Microsoft Certified: Power BI Data Analyst Associate
This year, I took the PL-300: Microsoft Power BI Data Analyst exam. The exam assesses your knowledge across four functional groups: Preparing Data, Modeling Data, Visualising & Analysing Data and Deploying & Maintaining Assets. Preparing for the exam helped me to assess my strength in each area and identify any gaps in my knowledge. Eli has summarised the techniques she found useful when preparing for the exam in her blog post.
Endjin has been a fully remote company since 2017. I have found this flexibility hugely beneficial. I have freedom over creating my home working environment which enables me to be more productive. It has also allowed me to have a better work-life balance. I can visit my family back home for an extended weekend or visit friends in different cities, both in the UK and abroad. Although we are a remote organisation, to which there are so many benefits, we still believe that seeing people face to face is a vital component in building relationships. So, every six weeks, we run full-team meet ups. These meet ups are a great way to carry out activities such as in-person presentations and group discussions around strategy, but they also give us the opportunity to socialise which is usually over lots of food at a big company lunch followed by some after-work drinks.

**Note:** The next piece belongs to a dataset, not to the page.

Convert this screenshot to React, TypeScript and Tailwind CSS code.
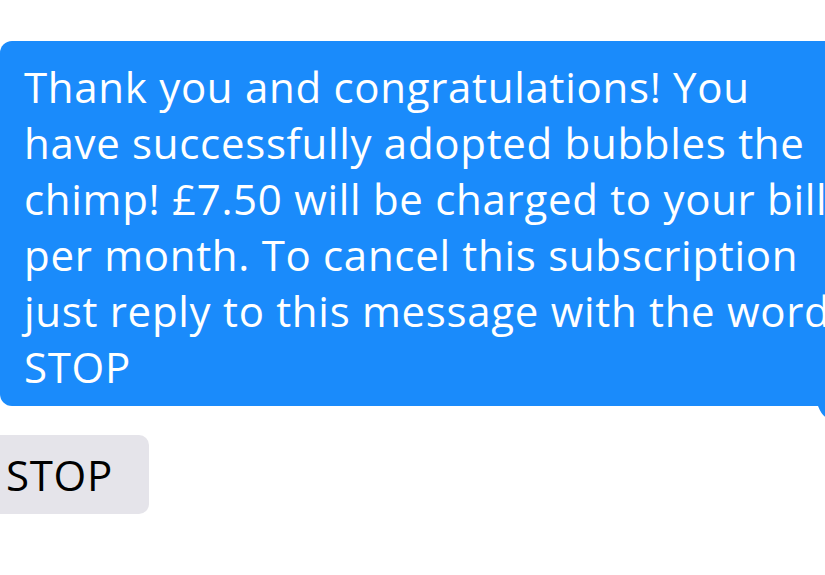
import React from 'react';

const lines = [
  'Thank you and congratulations! You',
  'have successfully adopted bubbles the',
  'chimp! £7.50 will be charged to your bill',
  'per month. To cancel this subscription',
  'just reply to this message with the word',
  'STOP',
];

const App = () => {
  return (
    <div
      className="w-full h-screen overflow-hidden bg-white [font-variant-ligatures:none]"
      style={{ fontFamily: '"Open Sans", Lato, sans-serif' }}
    >
      <div className="pt-[41px]">
        {/* incoming message, wider than the screen on purpose */}
        <div className="relative w-[850px]">
          <div className="rounded-[12px] bg-[#1a8bfb] text-white text-[42px] tracking-[0.7px] leading-[56px] pl-[24px] pt-[18px] h-[365px]">
            {lines.map((line, i) => (
              <div key={i} className="whitespace-nowrap">{line}</div>
            ))}
          </div>
          {/* little tail at the bottom right */}
          <svg className="absolute left-[815px] top-[355px]" width="12" height="24" viewBox="0 0 12 24">
            <path d="M0 0 L12 0 L12 22 Q7 20 3 10 L0 10 Z" fill="#1a8bfb" />
          </svg>
        </div>

        <div className="mt-[29px] -ml-[20px] w-[169px] h-[79px] rounded-[10px] bg-[#e5e4ea] flex items-center pl-[26px] text-[42px] tracking-[0.7px] text-black">
          STOP
        </div>
      </div>
    </div>
  );
};

export default App;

The next year as an Apprentice Engineer II
I have really enjoyed my first year at endjin. It has been particularly rewarding applying my technical training within client projects to solve interesting data and analytics problems. As I move into the second year of my apprenticeship, I expect I will be involved with a lot more project work, as the focus of my technical training shifts away from studying and towards learning 'on the job'. Developing my time management will also become more important given the increased responsibility and juggling various work-streams. After reflecting on my first year at endjin, it has become apparent just how much I have learnt - from Power BI, to C# and .NET, to developing my skills in consulting. I look forward to what the next stage of my apprenticeship has in store.